We have a social democracy. The US is as socialist as a typical European country, and in some important ways even more socialist than the oft-cited Nordic countries. Nordic countries have far less progressivity in the taxes-- we give half our people a pass on paying for much of the system, and even subsidize them. Nordics make EVERYONE pay. We have a stifling regulatory regime that suppresses competition and entrenches the handful of big players that know and control the system. The Nordic have surprising laissez-faire attitude towards business regulation. It's much easier to start and run a business there. Yes they have high taxes, but they have very low compliance costs.

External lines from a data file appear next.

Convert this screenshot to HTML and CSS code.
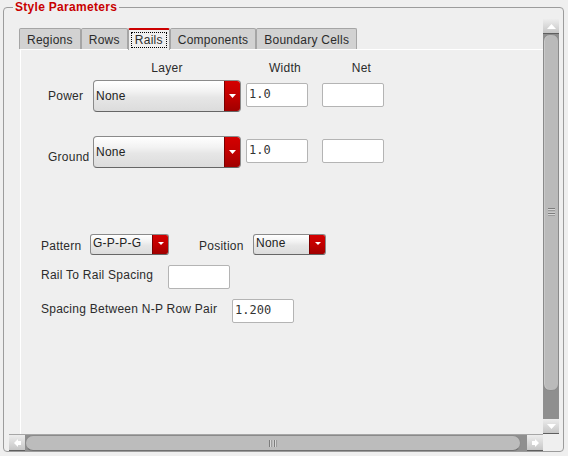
FILE: index.html
```html
<!DOCTYPE html>
<html>
<head>
<meta charset="utf-8">
<title>Style Parameters</title>
<link rel="stylesheet" href="styles.css">
</head>
<body>
<fieldset class="group">
  <legend class="legend">Style Parameters</legend>
  <div class="scroll">
    <div class="viewport">
      <div class="tabs">
        <div class="tabbar">
          <div class="tab">Regions</div>
          <div class="tab">Rows</div>
          <div class="tab active"><span class="focus">Rails</span></div>
          <div class="tab">Components</div>
          <div class="tab">Boundary Cells</div>
        </div>
        <div class="panel">
          <div class="rail-row head-row">
            <div></div>
            <div class="col-head">Layer</div>
            <div class="col-head shifted">Width</div>
            <div class="col-head shifted net-col">Net</div>
          </div>
          <div class="rail-row power-row">
            <div class="row-label mid">Power</div>
            <div class="combo combo-lg">
              <span class="combo-text">None</span>
              <span class="combo-btn"><svg width="7" height="4" viewBox="0 0 7 4"><polygon points="0,0 7,0 3.5,4" fill="#fff"/></svg></span>
            </div>
            <div class="field">1.0</div>
            <div class="field net-col"></div>
          </div>
          <div class="rail-row ground-row">
            <div class="row-label low">Ground</div>
            <div class="combo combo-lg">
              <span class="combo-text">None</span>
              <span class="combo-btn"><svg width="7" height="4" viewBox="0 0 7 4"><polygon points="0,0 7,0 3.5,4" fill="#fff"/></svg></span>
            </div>
            <div class="field">1.0</div>
            <div class="field net-col"></div>
          </div>

          <div class="opt-row pattern-row">
            <span class="opt-label lbl-pattern">Pattern</span>
            <div class="combo combo-sm combo-pattern">
              <span class="combo-text">G-P-P-G</span>
              <span class="combo-btn"><svg width="6" height="3" viewBox="0 0 6 3"><polygon points="0,0 6,0 3,3" fill="#fff"/></svg></span>
            </div>
            <span class="opt-label lbl-position">Position</span>
            <div class="combo combo-sm combo-position">
              <span class="combo-text">None</span>
              <span class="combo-btn"><svg width="6" height="3" viewBox="0 0 6 3"><polygon points="0,0 6,0 3,3" fill="#fff"/></svg></span>
            </div>
          </div>
          <div class="opt-row field-row">
            <span class="opt-label lbl-rail">Rail To Rail Spacing</span>
            <div class="field"></div>
          </div>
          <div class="opt-row field-row">
            <span class="opt-label lbl-np">Spacing Between N-P Row Pair</span>
            <div class="field">1.200</div>
          </div>
        </div>
      </div>
    </div>

    <div class="vscroll">
      <div class="sb-btn">
        <svg width="9" height="5" viewBox="0 0 9 5"><polygon points="0,5 4.5,0 9,5" fill="#fff"/></svg>
      </div>
      <div class="vthumb">
        <svg width="7" height="9" viewBox="0 0 7 9">
          <g fill="#7c7c7c"><rect y="0" width="7" height="1"/><rect y="2.5" width="7" height="1"/><rect y="5" width="7" height="1"/><rect y="7.5" width="7" height="1"/></g>
          <g fill="#d8d8d8"><rect y="1" width="7" height="1"/><rect y="3.5" width="7" height="1"/><rect y="6" width="7" height="1"/><rect y="8.5" width="7" height="0.5"/></g>
        </svg>
      </div>
      <div class="vtrack"></div>
      <div class="sb-btn">
        <svg width="9" height="5" viewBox="0 0 9 5"><polygon points="0,0 9,0 4.5,5" fill="#fff"/></svg>
      </div>
    </div>

    <div class="hscroll">
      <div class="sb-btn hbtn">
        <svg width="7" height="8" viewBox="0 0 7 8"><polygon points="0,4 4,0 4,2 7,2 7,6 4,6 4,8" fill="#fff"/></svg>
      </div>
      <div class="hthumb">
        <svg width="9" height="7" viewBox="0 0 9 7">
          <g fill="#7c7c7c"><rect x="0" width="1" height="7"/><rect x="2.5" width="1" height="7"/><rect x="5" width="1" height="7"/><rect x="7.5" width="1" height="7"/></g>
          <g fill="#d8d8d8"><rect x="1" width="1" height="7"/><rect x="3.5" width="1" height="7"/><rect x="6" width="1" height="7"/><rect x="8.5" width="0.5" height="7"/></g>
        </svg>
      </div>
      <div class="htrack"></div>
      <div class="sb-btn hbtn">
        <svg width="7" height="8" viewBox="0 0 7 8"><polygon points="7,4 3,0 3,2 0,2 0,6 3,6 3,8" fill="#fff"/></svg>
      </div>
    </div>
    <div class="corner"></div>
  </div>
</fieldset>
</body>
</html>
```

FILE: styles.css
```css
* { box-sizing: border-box; }

html, body { margin: 0; padding: 0; }

body {
  width: 568px;
  height: 456px;
  overflow: hidden;
  background: #efefef;
  font-family: "Liberation Sans", Arial, sans-serif;
  font-size: 12px;
  line-height: 14px;
  letter-spacing: 0.25px;
  color: #2b2b2b;
}

/* ---------- group box ---------- */
.group {
  margin: 0 4px 0 3px;
  padding: 4px 4px 0 5px;
  border: 1px solid #9c9c9c;
  border-radius: 4px;
  min-width: 0;
}

.legend {
  margin-left: 4px;
  padding: 0 2px;
  font-weight: bold;
  color: #c80000;
  line-height: 15px;
  letter-spacing: 0.3px;
}

/* ---------- scroll area ---------- */
.scroll {
  display: grid;
  grid-template-columns: 1fr 16px;
  grid-template-rows: 415px 17px;
}

.viewport { overflow: hidden; }

.tabs {
  margin: 9px 0 0 10px;
  width: 560px;
}

.tabbar {
  display: flex;
  align-items: flex-end;
  height: 21px;
}

.tab {
  height: 21px;
  padding: 4px 7px 0;
  border: 1px solid #a5a5a5;
  border-bottom: 0;
  border-radius: 2px 2px 0 0;
  background: #d2d2d2;
  white-space: nowrap;
}

.tab.active {
  position: relative;
  z-index: 1;
  height: 22px;
  margin-bottom: -1px;
  padding: 3px 3px 0;
  border-top: 2px solid #cc0000;
  background: #efefef;
}

.focus {
  padding: 0 3px;
  outline: 1px dotted #000;
}

.panel {
  margin-left: 1px;
  height: 400px;
  border-top: 1px solid #fff;
  border-left: 1px solid #fff;
  background: #efefef;
}

/* ---------- power / ground grid ---------- */
.rail-row {
  display: grid;
  grid-template-columns: 40px 148px 62px 62px;
  column-gap: 5px;
  padding-left: 27px;
}

.net-col { margin-left: 9px; }

.head-row { margin-top: 11px; }
.power-row { margin-top: 5px; height: 32px; }
.ground-row { margin-top: 24px; height: 32px; }

.col-head { text-align: center; }
.col-head.shifted { padding-left: 16px; }
.col-head.net-col { padding-left: 26px; }

.row-label { white-space: nowrap; }
.row-label.mid { align-self: center; }
.row-label.low { align-self: end; padding-bottom: 4px; }

/* ---------- combo boxes ---------- */
.combo {
  display: flex;
  border: 1px solid #8a8a8a;
  border-bottom-color: #666;
  border-radius: 4px;
  background: linear-gradient(#ffffff 0%, #f2f2f2 35%, #e6e6e6 55%, #dcdcdc 100%);
  overflow: hidden;
  color: #222;
}

.combo-text {
  flex: 1;
  padding-left: 2px;
  white-space: nowrap;
}

.combo-btn {
  flex: none;
  width: 16px;
  display: flex;
  justify-content: center;
  background: linear-gradient(#d40000 0%, #bf0000 55%, #a00000 100%);
  border-left: 1px solid #7a0000;
}

.combo-lg { height: 32px; }
.combo-lg .combo-text { align-self: center; }
.combo-lg .combo-btn { align-items: center; }

.combo-sm { height: 21px; border-radius: 3px; }
.combo-sm .combo-text { padding-top: 1px; }
.combo-sm .combo-btn { align-items: flex-start; padding-top: 7px; width: 16px; }

.combo-pattern { width: 79px; }
.combo-position { width: 73px; }

/* ---------- text fields ---------- */
.field {
  align-self: start;
  width: 62px;
  height: 24px;
  margin-top: 3px;
  padding: 3px 2px;
  border: 1px solid #b4b4b4;
  border-radius: 2px;
  background: #fff;
  font-family: "DejaVu Sans Mono", "Liberation Mono", monospace;
  letter-spacing: 0;
  color: #333;
}

.opt-row .field { margin-top: 0; }

/* ---------- lower options ---------- */
.opt-row {
  display: flex;
  align-items: flex-start;
  padding-left: 20px;
}

.pattern-row { margin-top: 66px; height: 21px; }
.field-row { margin-top: 10px; }

.opt-label { white-space: nowrap; padding-top: 3px; }
.pattern-row .opt-label { padding-top: 5px; }

.lbl-pattern { width: 49px; }
.lbl-position { width: 54px; margin-left: 30px; }
.lbl-rail { width: 127px; }
.lbl-np { width: 191px; }

/* ---------- scrollbars ---------- */
.sb-btn {
  flex: none;
  display: flex;
  align-items: center;
  justify-content: center;
  background: linear-gradient(#ededed, #c6c6c6);
  border-bottom: 1px solid #5e5e5e;
}

.vscroll {
  display: flex;
  flex-direction: column;
  background: #8f8f8f;
}

.vscroll .sb-btn { height: 15px; }

.vthumb {
  flex: none;
  height: 357px;
  display: flex;
  align-items: center;
  justify-content: center;
  border: 1px solid #8a8a8a;
  border-radius: 7px;
  background: #bababa;
  box-shadow: inset 1px 0 0 #c9c9c9;
}

.vtrack { flex: 1; }

.hscroll {
  display: flex;
  background: #8f8f8f;
  border-top: 1px solid #a6a6a6;
}

.hbtn { width: 16px; }

.hthumb {
  flex: none;
  width: 496px;
  display: flex;
  align-items: center;
  justify-content: center;
  border: 1px solid #8a8a8a;
  border-bottom-color: #6f6f6f;
  border-radius: 8px;
  background: #bcbcbc;
}

.htrack { flex: 1; }

.corner { background: #efefef; }
```
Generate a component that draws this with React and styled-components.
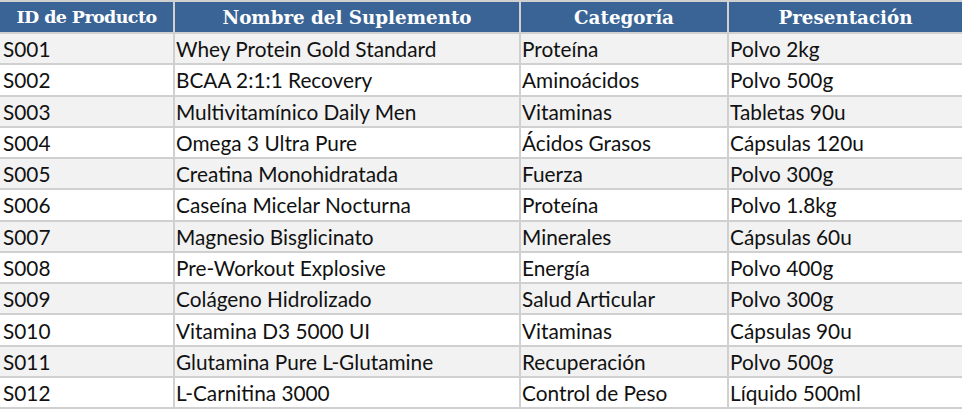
import React from 'react';
import styled, { createGlobalStyle } from 'styled-components';

const GlobalStyle = createGlobalStyle`
  body {
    margin: 0;
    background: #ffffff;
  }
`;

const products = [
  ['S001', 'Whey Protein Gold Standard', 'Proteína', 'Polvo 2kg'],
  ['S002', 'BCAA 2:1:1 Recovery', 'Aminoácidos', 'Polvo 500g'],
  ['S003', 'Multivitamínico Daily Men', 'Vitaminas', 'Tabletas 90u'],
  ['S004', 'Omega 3 Ultra Pure', 'Ácidos Grasos', 'Cápsulas 120u'],
  ['S005', 'Creatina Monohidratada', 'Fuerza', 'Polvo 300g'],
  ['S006', 'Caseína Micelar Nocturna', 'Proteína', 'Polvo 1.8kg'],
  ['S007', 'Magnesio Bisglicinato', 'Minerales', 'Cápsulas 60u'],
  ['S008', 'Pre-Workout Explosive', 'Energía', 'Polvo 400g'],
  ['S009', 'Colágeno Hidrolizado', 'Salud Articular', 'Polvo 300g'],
  ['S010', 'Vitamina D3 5000 UI', 'Vitaminas', 'Cápsulas 90u'],
  ['S011', 'Glutamina Pure L-Glutamine', 'Recuperación', 'Polvo 500g'],
  ['S012', 'L-Carnitina 3000', 'Control de Peso', 'Líquido 500ml'],
];

// the first heading is squeezed a little to fit its narrow column
const columns = [
  { title: 'ID de Producto', width: 174, size: 17.5, tight: true },
  { title: 'Nombre del Suplemento', width: 346, size: 18.3 },
  { title: 'Categoría', width: 208, size: 18.3 },
  { title: 'Presentación', width: 234, size: 18.3 },
];

export default function App() {
  return (
    <>
      <GlobalStyle />
      <Table>
        <colgroup>
          {columns.map((c) => (
            <col key={c.title} style={{ width: c.width }} />
          ))}
        </colgroup>
        <thead>
          <tr>
            {columns.map((c) => (
              <HeadCell key={c.title} $size={c.size} $tight={c.tight}>
                {c.title}
              </HeadCell>
            ))}
          </tr>
        </thead>
        <tbody>
          {products.map((row, i) => (
            <Row key={row[0]} $striped={i % 2 === 0}>
              {row.map((value, j) => (
                <Cell key={j}>{value}</Cell>
              ))}
            </Row>
          ))}
        </tbody>
      </Table>
    </>
  );
}

const Table = styled.table`
  width: 962px;
  table-layout: fixed;
  border-collapse: collapse;
  border-top: 2px solid #d0d0d0;
  border-bottom: 2px solid #d0d0d0;
`;

const HeadCell = styled.th`
  height: 30px;
  padding: 0;
  background: #3a6496;
  color: #ffffff;
  font-family: "DejaVu Serif", serif;
  font-weight: bold;
  font-size: ${(p) => p.$size}px;
  letter-spacing: ${(p) => (p.$tight ? '-0.6px' : 'normal')};
  text-align: center;
  white-space: nowrap;
  border-left: 2px solid #d0d0d0;
  &:first-child {
    border-left: none;
  }
`;

const Row = styled.tr`
  background: ${(p) => (p.$striped ? '#f2f2f2' : '#ffffff')};
`;

const Cell = styled.td`
  height: 29.27px;
  padding: 0 2px 0 1px;
  font-family: Lato, "Liberation Sans", sans-serif;
  font-size: 20.8px;
  color: #111111;
  white-space: nowrap;
  overflow: hidden;
  border-top: 2px solid #d0d0d0;
  border-left: 2px solid #d0d0d0;
  &:first-child {
    border-left: none;
    padding-left: 3px;
  }
`;
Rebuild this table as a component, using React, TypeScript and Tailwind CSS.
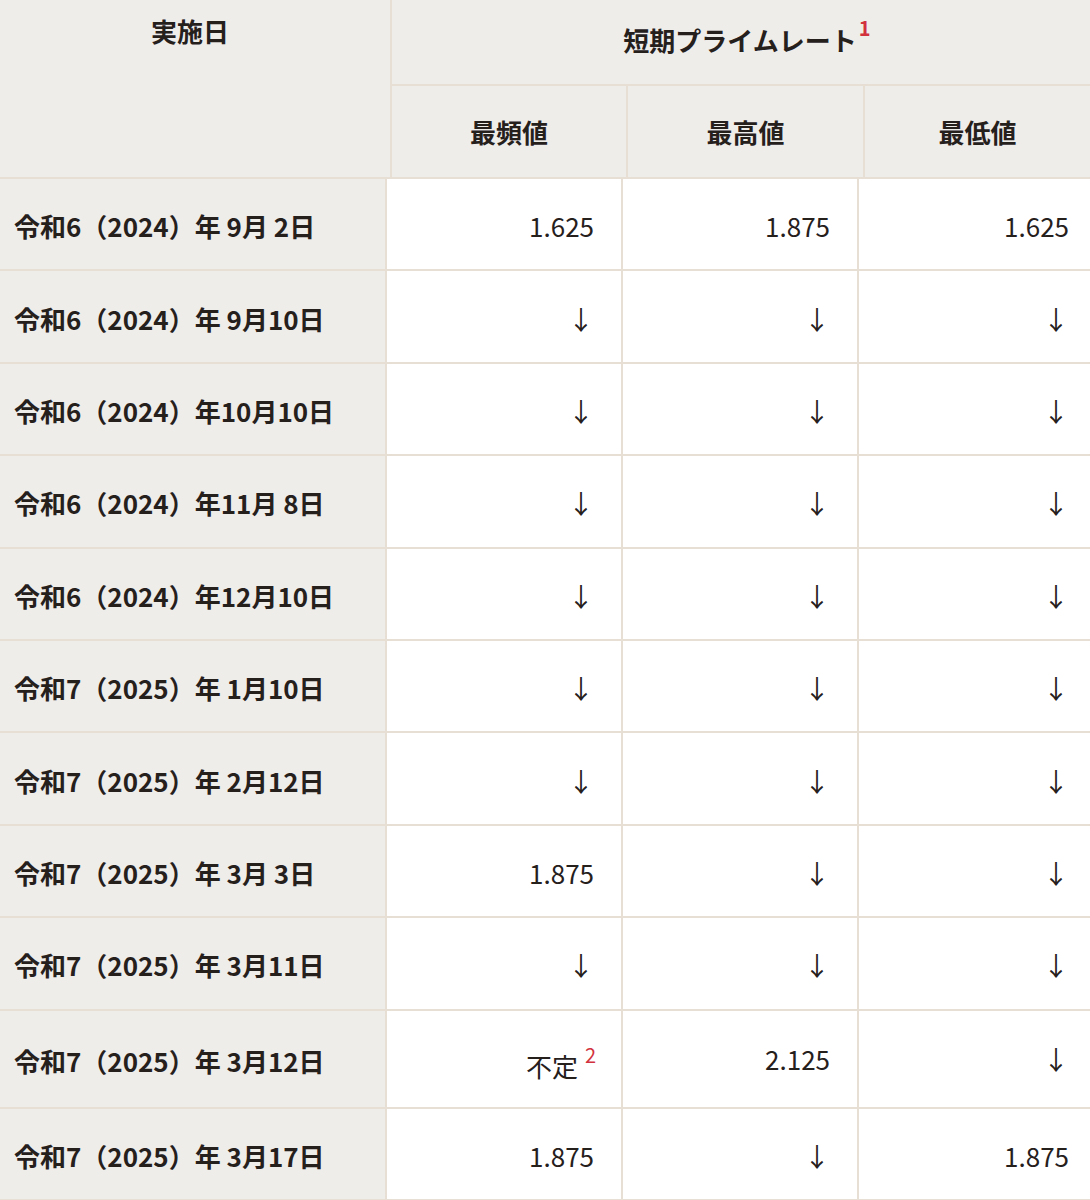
import React from "react";

type Cell = { v: string; sup?: string };
type Row = { date: string; cells: Cell[]; tall?: boolean };

const A: Cell = { v: "↓" };

const rows: Row[] = [
  { date: "令和6（2024）年 9月 2日", cells: [{ v: "1.625" }, { v: "1.875" }, { v: "1.625" }] },
  { date: "令和6（2024）年 9月10日", cells: [A, A, A] },
  { date: "令和6（2024）年10月10日", cells: [A, A, A] },
  { date: "令和6（2024）年11月 8日", cells: [A, A, A] },
  { date: "令和6（2024）年12月10日", cells: [A, A, A] },
  { date: "令和7（2025）年 1月10日", cells: [A, A, A] },
  { date: "令和7（2025）年 2月12日", cells: [A, A, A] },
  { date: "令和7（2025）年 3月 3日", cells: [{ v: "1.875" }, A, A] },
  { date: "令和7（2025）年 3月11日", cells: [A, A, A] },
  { date: "令和7（2025）年 3月12日", cells: [{ v: "不定", sup: "2" }, { v: "2.125" }, A], tall: true },
  { date: "令和7（2025）年 3月17日", cells: [{ v: "1.875" }, A, { v: "1.875" }] },
];

const font = { fontFamily: '"Noto Sans CJK JP", "Noto Sans", sans-serif' };

export default function App() {
  return (
    <div className="w-[1090px] h-[1200px] overflow-hidden bg-white text-[#26201d]" style={font}>
      <div className="w-[1096px]">
        {/* Header */}
        <div className="flex h-[179px] bg-[#efede9] border-b-2 border-[#e7dfd4]">
          <div className="w-[392px] shrink-0 border-r-2 border-[#e7dfd4] flex justify-center pt-[15px]">
            <span className="text-[26px] font-bold leading-[32px] pr-[10px]">実施日</span>
          </div>
          <div className="flex-1 flex flex-col">
            <div className="h-[86px] border-b-2 border-[#e7dfd4] flex items-center justify-center">
              <span className="text-[26px] font-bold leading-[32px] pl-[6px] relative top-[-2px] flex items-start">
                短期プライムレート
                <span className="text-[20px] leading-[20px] text-[#d2323d] font-bold relative top-[-6px] ml-[2px]">1</span>
              </span>
            </div>
            <div className="flex-1 flex">
              <div className="w-[236px] border-r-2 border-[#e7dfd4] flex items-center justify-center">
                <span className="text-[26px] font-bold leading-[32px]">最頻値</span>
              </div>
              <div className="w-[237px] border-r-2 border-[#e7dfd4] flex items-center justify-center">
                <span className="text-[26px] font-bold leading-[32px]">最高値</span>
              </div>
              <div className="flex-1 flex items-center justify-center pr-[6px]">
                <span className="text-[26px] font-bold leading-[32px]">最低値</span>
              </div>
            </div>
          </div>
        </div>
        {/* Body */}
        {rows.map((r, i) => (
          <div
            key={i}
            className={`flex border-b-2 border-[#e7dfd4] ${r.tall ? "h-[98px]" : "h-[92.4px]"}`}
          >
            <div className="w-[387px] shrink-0 bg-[#efede9] border-r-2 border-[#e7dfd4] flex items-center pl-[14px] pt-[4px]">
              <span className="text-[26px] font-bold leading-[32px] whitespace-pre">{r.date}</span>
            </div>
            {r.cells.map((c, j) => (
              <div
                key={j}
                className={`${j < 2 ? "w-[236px] border-r-2 border-[#e7dfd4]" : "flex-1"} flex items-center justify-end ${c.sup ? "pt-[14px] pr-[25px]" : r.tall ? "pt-0 pr-[27px]" : "pt-[4px] pr-[27px]"}`}
              >
                {c.sup ? (
                  <span className="text-[26px] leading-[32px] flex items-start">
                    {c.v}
                    <span className="text-[20px] leading-[20px] text-[#d2323d] relative top-[-5px] ml-[7px]">{c.sup}</span>
                  </span>
                ) : (
                  <span className="text-[26px] leading-[32px]">{c.v}</span>
                )}
              </div>
            ))}
          </div>
        ))}
      </div>
    </div>
  );
}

The American economy could be roaring along at a pace that leaves China in the dust. Because because and handful of very wealthy gatekeepers gain power and money from keeping things dysfunctional, it remains dysfunctional. Always remember: political problems exist because they are too politically lucrative to solve. What would Greenpeace or the Sierra club do if a report came out saying our air and water are excellent and let's just keep up the good work? What would the NRA do if there were no gun control efforts? What would all the of the paternalistic do-gooders in government do if the things were actually going pretty well without them?

At some point you have to recognize that making tying enormous power and money to solving social problems creates an incentive to GROW those problems (to grow ones power and money) and not actually solve them. How much money would there be in medicine if nobody was sick?

What if people got rich producing good and services of actual value instead of getting rich off the arbitrage of trading off the body parts of the corpse of the greatest economy in human history?
It all points to our politicians being the #1 crime gang on the planet.
 
Most people take money out of their houses to buy sports cars, boats, vacations and unneeded up grades. My wife worked as a loan agent before retiring from it years ago.
Yup, most people are terrible with money and then sit there dumbfounded by how they don't have any.